He further cites the theatre group 7:84, where song, folk
dance, politics and gritty humour all came together in the proud
working class tradition. This work can be seen in that tradition,
and indeed must now stand as one its finest examples. This is powerful
working class history, dramatised and set to music with dance. Whose
side it is on is not - as far as we were concerned anyway - in any
question.
The tensions within the family which the
show portrays predate the strike - they are not caused by it, although
they are added to by the violence, depravation and ultimate defeat.
One could draw a conclusion that the message suggests the only way
to escape this conflict is to escape the class, and with the help
of some kind, petty bourgeois join the middle class and get
out of here. That is not my interpretation. Billy goes to
that ballet school with his traditions and working class values
intact.
The stage presentation, performed through drama and dance, of the
police presence, the siege and occupation of the village, and the
community resistance is outstanding. We were hard pressed to stay
in our seats and not start battering the cops on stage, as the adrenaline
surged. As did the fear, when the line of riot-shielded, helmeted
cops advanced towards the audience banging their shields. I think
it probably was the closest most of that audience have ever got
to experiencing just how terrifying it is to be on the wrong side
of that tactic.
The young people in the show who swear as
much as the adults (I mean real swear words) are excellent. It is
a shocking but entirely accurate portrayal of working class kids.
They have three different Billys, Debbies
and Michaels for different performances throughout the
period the show runs - presumably because of their age and the time
and energy playing these parts requires. The young actors playing
the parts when we were there were delightful, comic and overwhelmingly
enthusiastic - all the young uns in this show clearly are
having a whale of a time and giving themselves heart and soul to
their parts.
There are tragic, moving, heart-wrenching,
stirring sequences, powerfully presented with brilliant backdrops
and props, moving rapidly from scene to scene with utter simplicity.

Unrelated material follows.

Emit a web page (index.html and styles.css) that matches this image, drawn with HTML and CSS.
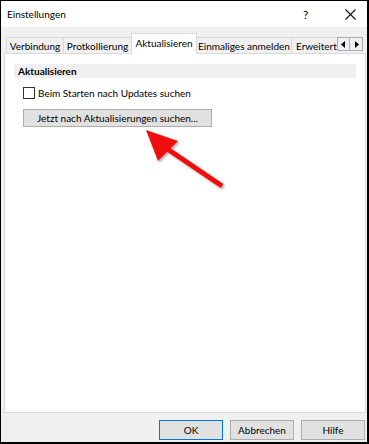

The music is of course by Elton John, who
had been so moved by the original film version that when he saw
its premiere at Cannes I had to be helped up the aisle sobbing
- so much of the film had parallels to his own early childhood,
of his dreams of being able to artistically express himself. He
identifies with the young Billy going against the grain, sticking
to his vision, and in the process emerging from the closeting and
deadening impact which small village life and lack of horizons can
impose.
There is a conflict here, of course, and
guilt - as to whether it is even right to leave the culture and
tradition of the mine (and, more importantly, its collective endeavour
for social change and progress) and seek an individual way forward.
Few in the pit community actually resent those who do so - in fact
most take pride in athletes, scholars and artists of all kinds who
make their way in a different field, so long as they never hide
or betray the values and evidence of their roots. The village is
behind Billy in the end not because he is escaping from them, but
because he is representing them, in an arena and before an audience
where few had hitherto acknowledged their existence. Billy is ironically
more one of them in his achievement in ballet than perhaps
he would have been down the pit.
We do have one criticism of one scene - and
it was at once evident when we all three looked at each other at
the same time. It is the scene where the scab donates hundreds of
pounds to Billys efforts to get to the Royal Ballet audition.

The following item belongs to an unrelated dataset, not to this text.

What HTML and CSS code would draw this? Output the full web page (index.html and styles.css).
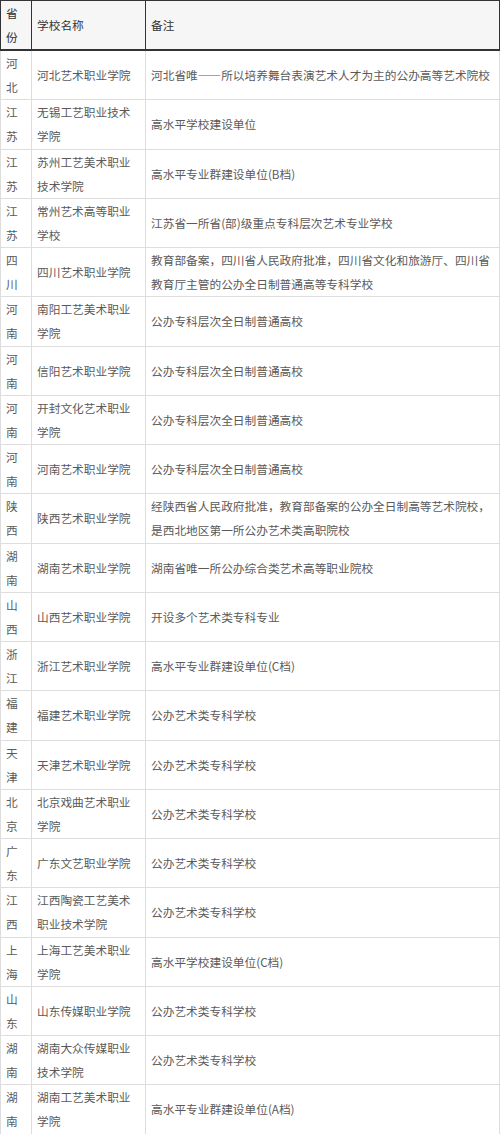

This is to suggest that the scabs were somehow just lapsed members
of the community, that a generous gift would someone
demonstrate that they were OK after all; that Billys
endeavour was greater than the conflict between the strikers and
the blacklegs. Those are entirely erroneous implications.
We cannot understand the inclusion of this
scene, which seems to be someones afterthought, since it was
not in the original film version and jars sharply against the real
experience of the strike. Clearly it fails to recognise the depth
of utter hatred strikers feel for strikebreakers and the cheapness
of their surrender, the selling of a whole community, a whole value
system, and a struggle for our right to exist as a social force.
If the scabs had not sold out the way they did, all the miners could
have afforded to donate wads of notes - not just for this Billy,
but potentially for all the Billys who could follow him in this
or in other fields. One only needs look at the utter despair and
loss of hope prevalent in much of the youth of the former pit villages
today to see the evidence of that. It will be indescribably harder
in todays former pit communities for a Billy to emerge and
blossom than it was prior to or during that epoch battle.
Some have said they thought the film, and
therefore the play, ends indecisively. In truth so did the strike
in 85, and that is where this show leaves us. We struggled on, regrouped
and had another go, and then faced the final defeat over the period
of the following 10 years. That period is outside the scope of this
story, so we have no problem with the ending.